Confederate "Heritage" Month 2011, April 7: Southern Agrarian Allen Tate


Allen Tate (1899-1979)

The sixth of the 12 essays in the 1930 book, I'll Take My Stand: The South and the Agrarian Tradition, was by Allen Tate, "Remarks on the Southern Religion." The book consisted of essays by 12 different Southern writers arguing in various ways for the virtues of Southern agricultural societies.

Following Lyle Lanier's entertaining but unconvincing philosophical praise of the the supposed rural virtues, poet Allen Tate takes up Southern religion. At the start, he wisely confesses the modesty of his qualifications to write on the subject. There follows quite a bit of discussion of the religious view of "a horse croppping the blue-grass on the lawn" and of the distinction between Western and Eastern attitude toward Christianity. None of it especially informative.

He eventually gets to Southern religion. He argues that historically the American South never quite got its religion right. One reason was that it was mostly Protestant, which was "a non-agrarian and trading religion", Tate says. Another was that "the South never created a fitting religion," which meant that "the social structure of the South began grievously to break down two generations after the Civil War." The reader is left to guess that somehow this breakdown has to do with the encroachment of Yankee industrialism. Though how that relates to deficient Southern Protestantism is quite unclear. Everything would have been different if most Southerners had been Catholic like Scarlett O'Hara?

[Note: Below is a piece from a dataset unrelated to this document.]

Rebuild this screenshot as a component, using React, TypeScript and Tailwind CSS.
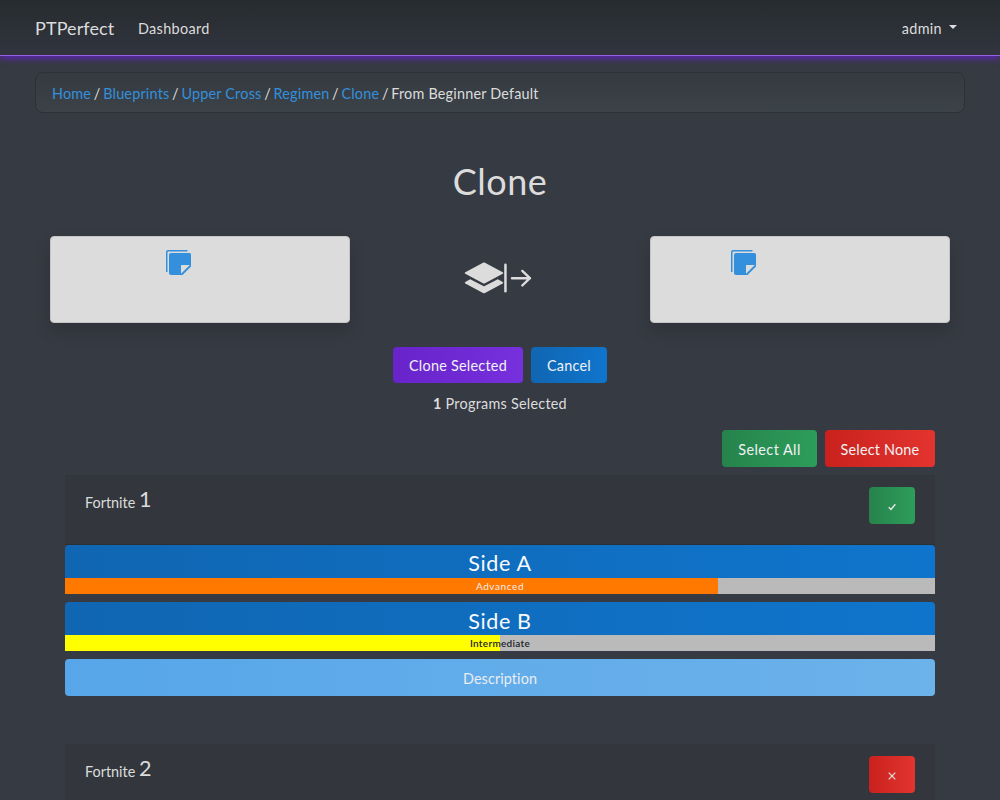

Tate sees the great religious need for the South as the requirement to "take hold of Tradition." The religious tradition of the South, as Tate sees it, consists in being more concerned with images than with dogma or abstract thought:

It could entertain the biblial mythology alomg with the Greek, and it could add to thsese a lively mediaevalism from the novels of Sir Walter Scott. ... The old Southerners were highly critical of the kinds of work to be done. They planted no corn that they could not enjoy; they grew no cotton that did not directly contribute to the upkeep of a rich private life; and they knew no history for the sake of knowing it, but simply for the sake of contemplating it and seeing in it an image of themselves. And aware of the treachery of nature, as all agrarians are, they tended to like stories, very simple stories with a moral.
Sir Walter Scott (1771-1832)

His fellow contributor John Gould Fletcher might wonder at this point if Tate might be saying that those bad Yankees were right to think that the general educational system of the antebellum South was deficient in comparison to its Northern counterparts. One finds it hard to resist the suspicion that Tate in that passage is looking for flowery ways of saying that Southerners had such limited education opportunities that they were inclined to spend way too much time thrilling to Walter Scott stories and mistaking them for reality. Antebellum Southerners found in Scott's romantic novels a glorified version of the honor codes which dominated the rural South and which contributed so greatly to their exaggerated fears of Northern critics of slavery and to their tendency toward belligerant reaction to perceived injuries to their "sacred honor." Mark Twain had something like this in mind when he said of Scott, "Sir Walter had so large a hand in making Southern character, as it existed before the war, that he is in great measure responsible for the war." (Life on the Mississippi)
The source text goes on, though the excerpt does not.